My first introduction to Mary-Kate and Ashley Olsen came through viewing their 1997 musical video You're Invited to Mary-Kate & Ashley's Ballet Party, filmed with members of the New York City Ballet. In this video, the ten-year-old twin sisters were adorable and also indistinguishable to me. In one article I read, Ashley claimed that even she and her sister could not tell themselves apart when they watched re-runs of some of the early Full House television episodes where they alternated playing one character. To my amazement, I eventually learned that the sisters are not identical, but rather look-alike fraternal twins, Ashley being the older of the two, and in adulthood, slightly taller by about an inch. In succeeding years, as I saw photos of the girls maturing into their teens and early twenties, I learned to recognize the differences between them, especially around 2006 when Mary-Kate opted for a darker hair color while Ashley remained blonde. Mary-Kate is often the more daring with fashion trends and color combinations, while Ashley usually tends toward classier looks. Then recently, I ran across an online quiz with individual photos of the sisters sorted randomly, challenging the quiz-taker to identify one sister from the other. With my score of fewer than half correct, I realized that telling the two apart even in adulthood is still not easy.

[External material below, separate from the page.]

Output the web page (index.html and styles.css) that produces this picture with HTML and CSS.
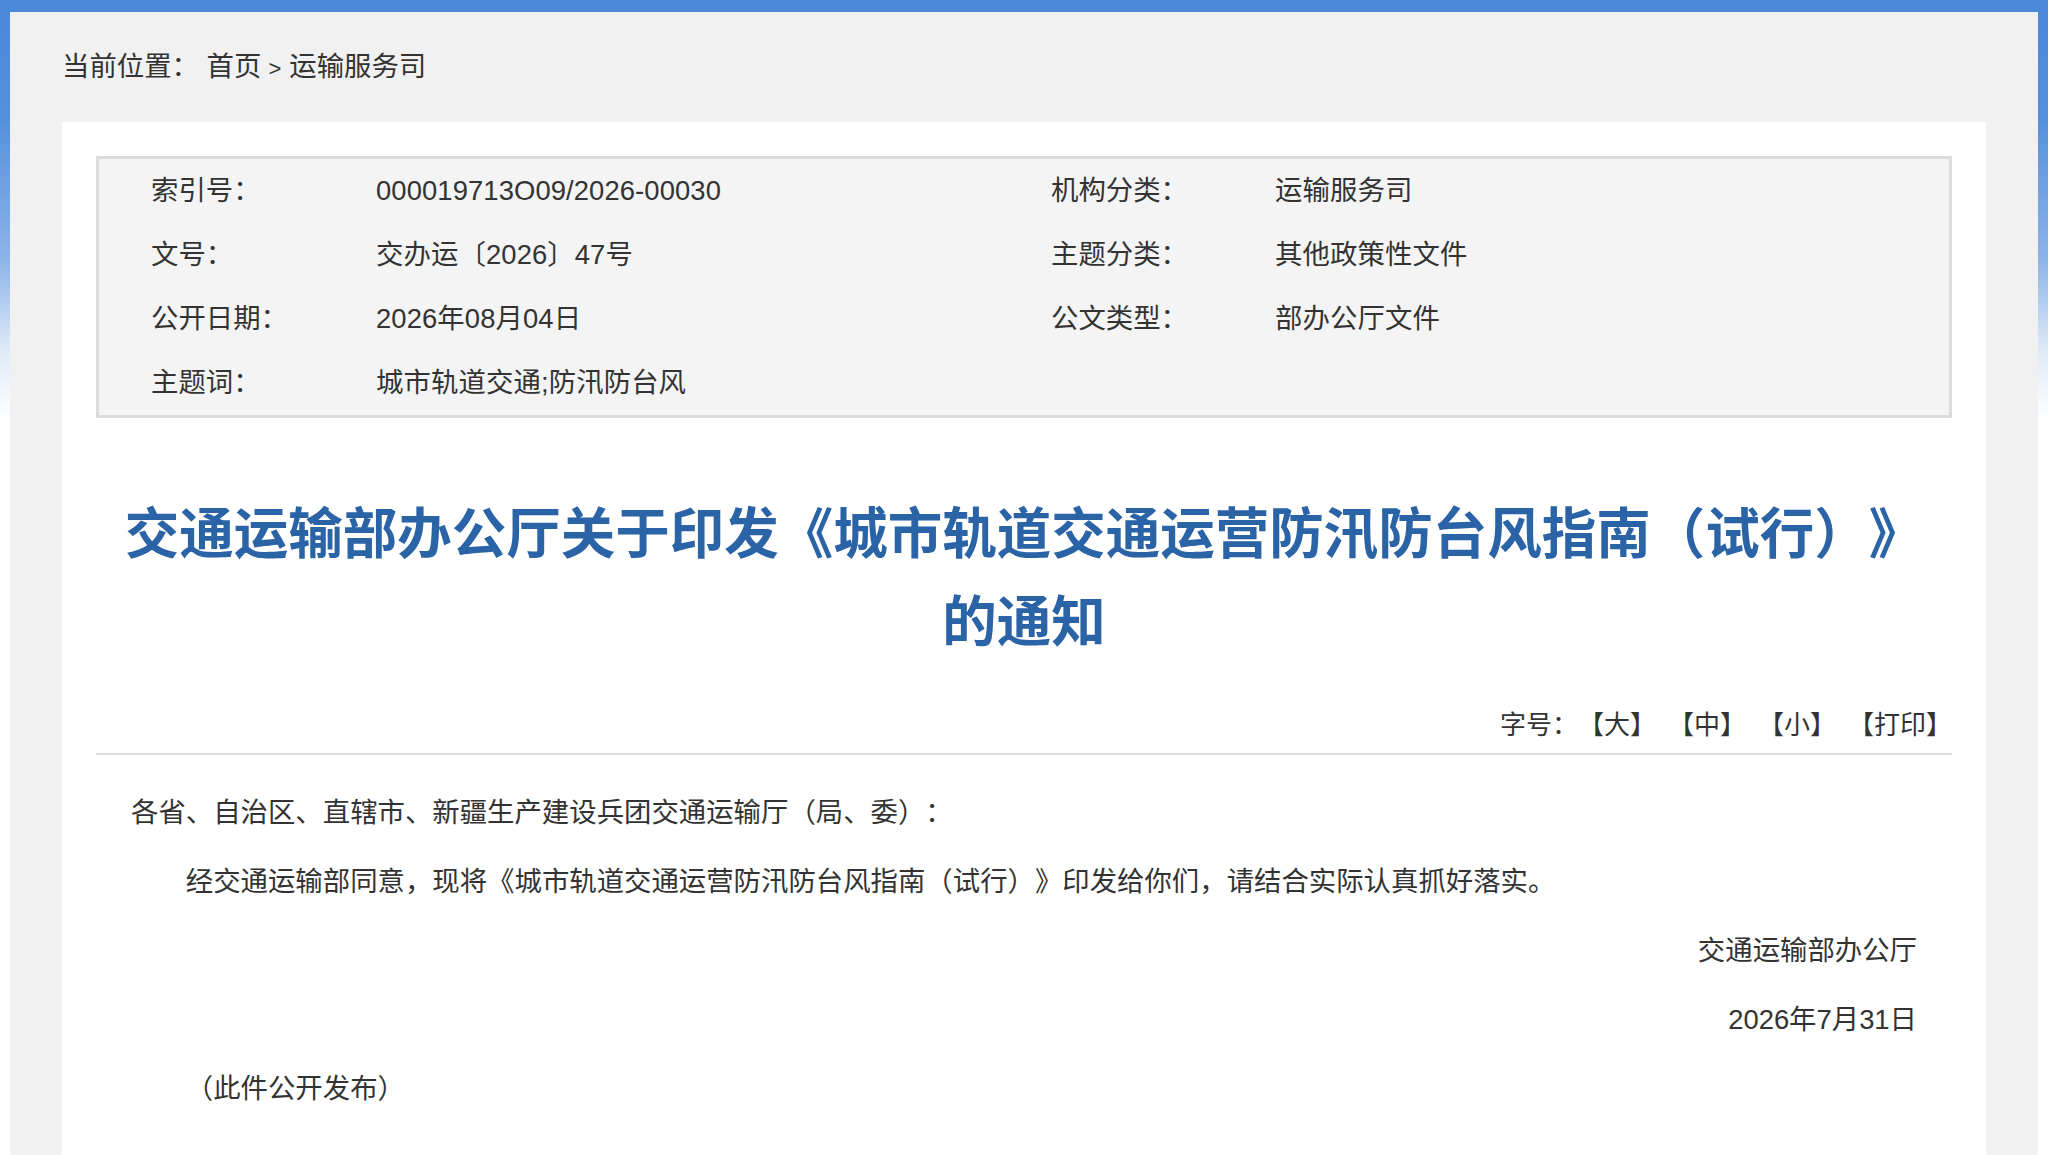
FILE: index.html
```html
<!DOCTYPE html>
<html lang="zh-CN">
<head>
<meta charset="utf-8">
<title>交通运输部办公厅关于印发《城市轨道交通运营防汛防台风指南（试行）》的通知</title>
<link rel="stylesheet" href="styles.css">
</head>
<body>
<div class="page">
  <div class="crumb">
    <span class="crumb-label">当前位置：</span>
    <a class="crumb-link" href="#">首页</a><span class="sep">&gt;</span><a class="crumb-link" href="#">运输服务司</a>
  </div>
  <div class="panel">
    <div class="meta">
      <div class="m-label">索引号：</div>
      <div class="m-value">000019713O09/2026-00030</div>
      <div class="m-label">机构分类：</div>
      <div class="m-value">运输服务司</div>

      <div class="m-label">文号：</div>
      <div class="m-value">交办运〔2026〕47号</div>
      <div class="m-label">主题分类：</div>
      <div class="m-value">其他政策性文件</div>

      <div class="m-label">公开日期：</div>
      <div class="m-value">2026年08月04日</div>
      <div class="m-label">公文类型：</div>
      <div class="m-value">部办公厅文件</div>

      <div class="m-label">主题词：</div>
      <div class="m-value">城市轨道交通;防汛防台风</div>
      <div class="m-label"></div>
      <div class="m-value"></div>
    </div>

    <h1 class="title">交通运输部办公厅关于印发《城市轨道交通运营防汛防台风指南（试行）》<br>的通知</h1>

    <div class="tools">
      <span class="tools-label">字号：</span><a class="tool" href="#">【大】</a><a class="tool" href="#">【中】</a><a class="tool" href="#">【小】</a><a class="tool" href="#">【打印】</a>
    </div>

    <div class="content">
      <p class="salute">各省、自治区、直辖市、新疆生产建设兵团交通运输厅（局、委）：</p>
      <p class="indent">经交通运输部同意，现将《城市轨道交通运营防汛防台风指南（试行）》印发给你们，请结合实际认真抓好落实。</p>
      <p class="right">交通运输部办公厅</p>
      <p class="right">2026年7月31日</p>
      <p class="indent">（此件公开发布）</p>
    </div>
  </div>
</div>
</body>
</html>
```
FILE: styles.css
```css
html, body {
  height: 100%;
}

body {
  margin: 0;
  padding: 12px 10px 0 10px;
  box-sizing: border-box;
  background: linear-gradient(180deg, #4a88d9 0px, #5690dc 120px, #8db4e8 260px, #dfeaf8 350px, #ffffff 420px) no-repeat, #ffffff;
  font-family: "Liberation Sans", "Noto Sans CJK SC", sans-serif;
  color: #333333;
  overflow: hidden;
  text-spacing-trim: space-all;
}

.page {
  background: #f1f1f1;
  padding: 0 52px;
  min-height: 100%;
  display: flex;
  flex-direction: column;
}

.crumb {
  padding: 35px 0 33px 0;
  line-height: 40px;
  font-size: 27.4px;
  color: #333333;
  white-space: nowrap;
}

.crumb-link {
  color: #333333;
  text-decoration: none;
}

.sep {
  font-size: 22px;
  margin: 0 8px 0 7px;
  color: #333333;
}

.panel {
  flex: 1;
  background: #ffffff;
  padding: 34px 34px 40px 34px;
}

.meta {
  border: 3px solid #dcdcdc;
  background: #f4f4f4;
  padding-left: 52px;
  display: grid;
  grid-template-columns: 225px 675px 224px 1fr;
  grid-auto-rows: 64px;
  font-size: 27.4px;
  line-height: 64px;
  color: #333333;
}

.m-label,
.m-value {
  white-space: nowrap;
}

.m-value {
  letter-spacing: 0.1px;
}

.title {
  margin: 68px 0 0 0;
  padding: 0;
  font-size: 54.5px;
  line-height: 88px;
  font-weight: 700;
  color: #2b63a7;
  text-align: center;
  white-space: nowrap;
  font-family: "Noto Sans CJK SC", sans-serif;
}

.tools {
  margin-top: 43px;
  padding-bottom: 8px;
  border-bottom: 2px solid #dddddd;
  text-align: right;
  font-size: 26px;
  line-height: 40px;
  color: #333333;
  white-space: nowrap;
}

.tool {
  color: #333333;
  text-decoration: none;
  margin-left: 12px;
}

.tools-label + .tool {
  margin-left: 0;
}

.content {
  padding: 10px 35px 0 35px;
  font-size: 27.4px;
  color: #333333;
}

.content p {
  margin: 27px 0;
  line-height: 42px;
}

.content .indent {
  text-indent: 2em;
}

.content .right {
  text-align: right;
}
```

While living in New York City for work, I met a fashion designer who mentioned that she had interned with Zac Posen in 2005. Ashley Olsen had been in the news for an internship there at the same time, so I asked this young woman if they had ever crossed paths. She told me, "Yes! I was sitting at my desk one day, and she came up and handed me a memo. I asked her, 'Are you Ashley Olsen?' And she said, 'Yes.' She was very polite. I really respected her for coming to do an internship there. You know, she didn't have to do that type of work, but she did."

My closest encounter with one of the Olsen twins may have happened in the summer of 2007 in the east courtyard of Chase Bank near New York's Times Square. The Olsens were living in New York and starting production of The Row that year. During my lunch hour on sunny days, I left my patternmaking office on 39th Street and walked east to Broadway to a platform surrounded by steps and a few iron chairs to eat my lunch along with a crowd of other people and flocks of pigeons. One day, a group of about ten young guys and girls, who looked and dressed like they could have all been celebrities, walked up to the Chase ATM. A few of them took turns making withdrawals. My attention was immediately riveted upon one of the girls whom I thought looked like Ashley Olsen. She was of a petite height despite high platform heels, and she wore a casual top and shorts with large, dark sunglasses, a trademark accessory of both sisters. Her blond hair was styled the same as in media photos of Ashley at that time. One particular thing, however, cemented my feeling that it was Ashley—when she noticed me looking at her and she looked back at me, she made an expression with pursed lips that was just like I had seen in multiple recent photos of her. The group finished quickly and walked on. Though I feel that the similarities were so close that it could not have been anyone else, to this day I do not know for certain whether I saw Ashley, perhaps Mary-Kate instead or just a striking impersonator.

Journalists who have questioned each of the girls in interviews over the years have asked about their motives behind the modesty of some of their fashion choices. Ashley told one interviewer that during the phase of their childhood and teen years when they marketed products and entertainment to tweens, it was all about being appropriate, while the launch of The Row was about what they themselves would choose to wear. When the sisters entered New York University in 2004 (though neither completed a degree), Mary-Kate sparked an international trend by being photographed in college outfits that the media tagged as a "homeless" or grunge look consisting of oversized layers and Panda-eyed sunglasses. In an interview years later, Mary-Kate claimed that her motive for hiding under layers was not to make a fashion statement but simply an attempt to stay warm in the New York winters. As a result of so much media exposure during childhood, Ashley and Mary-Kate shy away from too much publicity in adulthood, and it is possible that some of their covered fashions reflect an innate need for privacy. Red carpet photographs of the sisters since their college days continue to show a sprinkling of modest choices along with more revealing ones. Whatever their motives, The Row is a fun place to see leading trends with an occasional mix of modesty from two sisters who have become internationally celebrated fashion designers.